PARK CITY — She sparkles. She glitters. She glows. She’s Kristin Chenoweth!
Seeing the vivacious performer in an intimate concert setting is a wholly unique experience. At the Eccles Theatre on New Year’s Eve, Chenoweth enchanted the sold-out auditorium in a special benefit fundraiser for the Park City Performing Arts Foundation.
While she may not be a household name, when the golden-throated Chenoweth is mentioned among even casual Broadway theatergoers there is a hushed reverence. Any audience member who may not have been familiar with her singing quickly became a fan.
Chenoweth’s opening number, “Should I Be Sweet?” was a wonderful introduction to her charismatic personality that includes a saucy sweetness. It also highlighted her classical vocal training and her bright and beautiful legit-belt voice. When the breakout song from the 1932 Broadway musical “Take a Chance” is combined with “The Girl in 14G,” written for her to premiere, there’s a clear demonstration that comedic story songs are her forte.

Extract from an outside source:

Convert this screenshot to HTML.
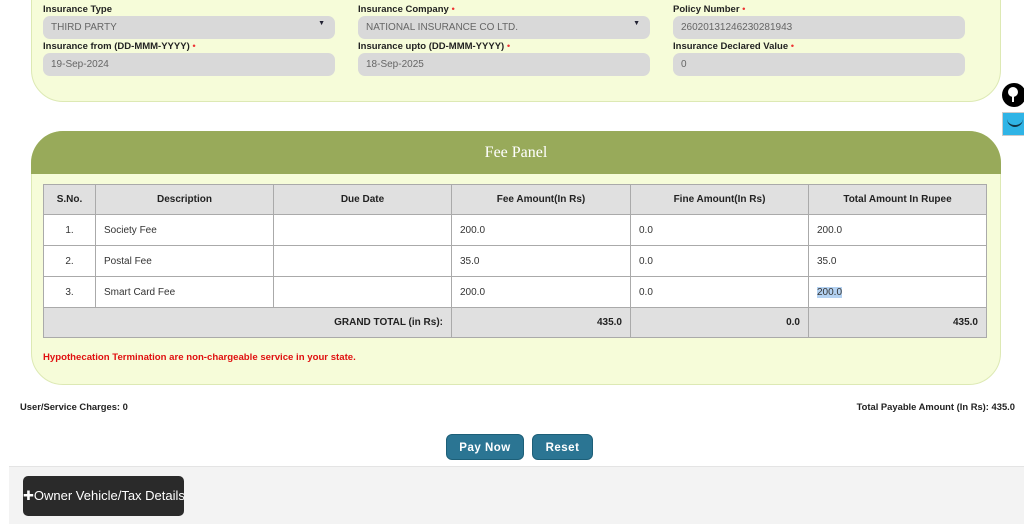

Two additional comedy songs — “Taylor, the Latte Boy,” about a woman with a crush on her local Starbucks barista, and “Popular” from “Wicked” — cemented that reputation. Yet Chenoweth is not content to rely on a sing-through of her Broadway repertoire. After “Popular,” the only other song from her hit musical was “For Good,” and she invited two young volunteers, Hanna and Jolene, to join her on stage to sing the song with her.
Another bit of audience participation included asking for a cell phone to text a message to her beau as an introduction to “Vanilla Ice Cream,” from the Jerry Bock-Sheldon Harnick musical “She Loves Me.”
However, Don Henley’s “The Heart of the Matter,” a selection she decided to perform after the tragic shootings in Newtown, Conn., and Andrew Lippa’s “Love Somebody Now” took her in a more soft and passionate, dramatic direction.
Chenoweth performed a sensational version of “Bring Him Home” from “Les Miserables” (which she joked that her mother calls “The Misfits”). Tearing up when introducing “Fathers and Daughters,” she dedicated the song to her adoptive parents. It was hard not to cry with her during the lyrics that include “you laughed and told me you really wanted a boy / You cried the first time you held me said you never felt such joy.”
Proving that she truly was enjoying her visit to Utah, Chenoweth included a shoutout to her ski instructor Kent from a previous lesson on the slopes, with a hope that she had truly earned the “most-improved” honor of her class. “I still can’t feel my thighs,” she added.
The Tony and Emmy Award-winning actress recalled the audition for a role in her Broadway premiere “Steel Pier,” which called for a tall and stately singer. The 4-foot-11 Chenoweth encouraged young artists to “follow your heart.” She then sang a memorable “Maybe This Time,” written by the “Steel Pier” composers John Kander and Fred Ebb.
Mary Mitchell Campbell, the singer’s longtime musical director, was Chenoweth’s expert onstage pianist and occasional duet partner.
While still recovering from a litany of head and body injuries sustained on the set of TV’s “The Good Wife,” Chenoweth has returned to her full strength and is more than capable of effortlessly stealing audience’s hearts as a soloist.